USADA to Detail Doping Case Against Armstrong

The United States Anti-Doping Agency is expected to release extensive details of its doping case against seven-time Tour de France champion Lance Armstrong who was stripped of all his titles, and banned for life. The doping case is expected to include witness testimony from some of the former close friends and teammates of the cyclist.

USADA ordered the results from 14 years of the cyclist’s career to be erased, including his seven Tour de France titles. The agency is planning within a few days to send a detailed report about its reasoned decision” to the governing body of cycling, the International Cycling Union (UCI).

The anti-doping agency claims that it had ten former teammates of Lance Armstrong to testify against him before Armstrong chose not to take his case to an arbitration hearing and the list is expected to include Floyd Landis and Tyler Hamilton and even witness testimony from George Hincapie who was the only rider to be at the side of Armstrong for each of his Tour France victories. Considered one of the most respected American cyclists in recent history, Hincapie, has not tested positive for doping and has never said he has doped but he recently broke his silence and admitted he cheated.

Under the World Anti-Doping Code, the USADA is required to send its evidence against Armstrong to International Cycling Union and the World Anti-Doping Agency and these agencies have the right to appeal the decision to the Court of Arbitration for Sport. The UCI has 21 days to appeal once it receives the file and WADA has 21 days to appeal once the cycling union announces its intentions. WADA general director David Howman said that the agency has got no problem with the process they have followed and there is a need to follow patience and be quiet until the decision comes to hand.

Timothy J. Herman, one of Armstrong’s lawyers, termed the case against his client a farce and said the anti-doping agency now pretends to issue its own ‘reasoned decision,’ even though there was no judge, no jury, and no hearing. Herman accused the agency of “still trying to create evidence and put it in the file now,” long after it supposedly had an airtight case. Lawyers of the cyclist said USADA should send UCI its entire case file, not just a streamlined report packaged to support its decision.

Armstrong has continued to compete in triathlons that are not sanctioned by USA Triathlon, the sport’s governing body, which follows the WADA code and won the SuperFrog Triathlon in California last month and competed in the Revolution3 Half-Full Triathlon in Maryland, racing with a group of about 50 fellow cancer survivors.
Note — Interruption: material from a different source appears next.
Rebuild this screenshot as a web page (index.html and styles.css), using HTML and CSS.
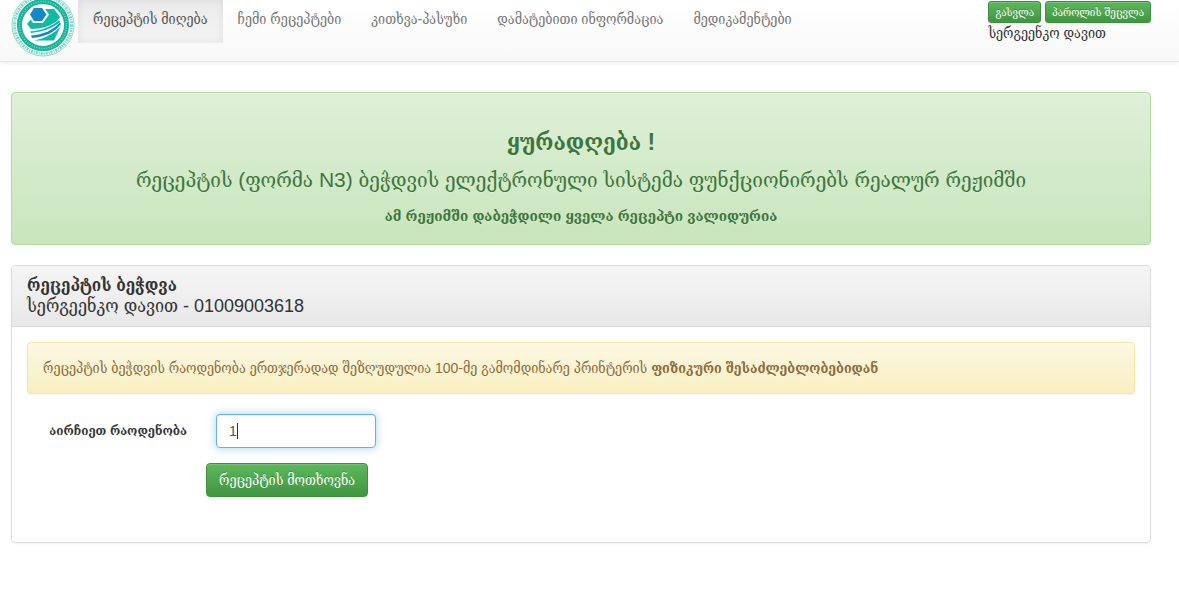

It is believed that the riders who provided testimony include several top American cyclists of the generation of Armstrong like Levi Leipheimer, Christian Vande Velde, and Dave Zabriskie. One of Armstrong’s former lieutenants on the United States Postal Service team, Tyler Hamilton, has revealed some particulars about Armstrong and doping in his book, “The Secret Race,” which was published last month in which he accused Armstrong, team management and team staff of encouraging the use of performance enhancing drugs.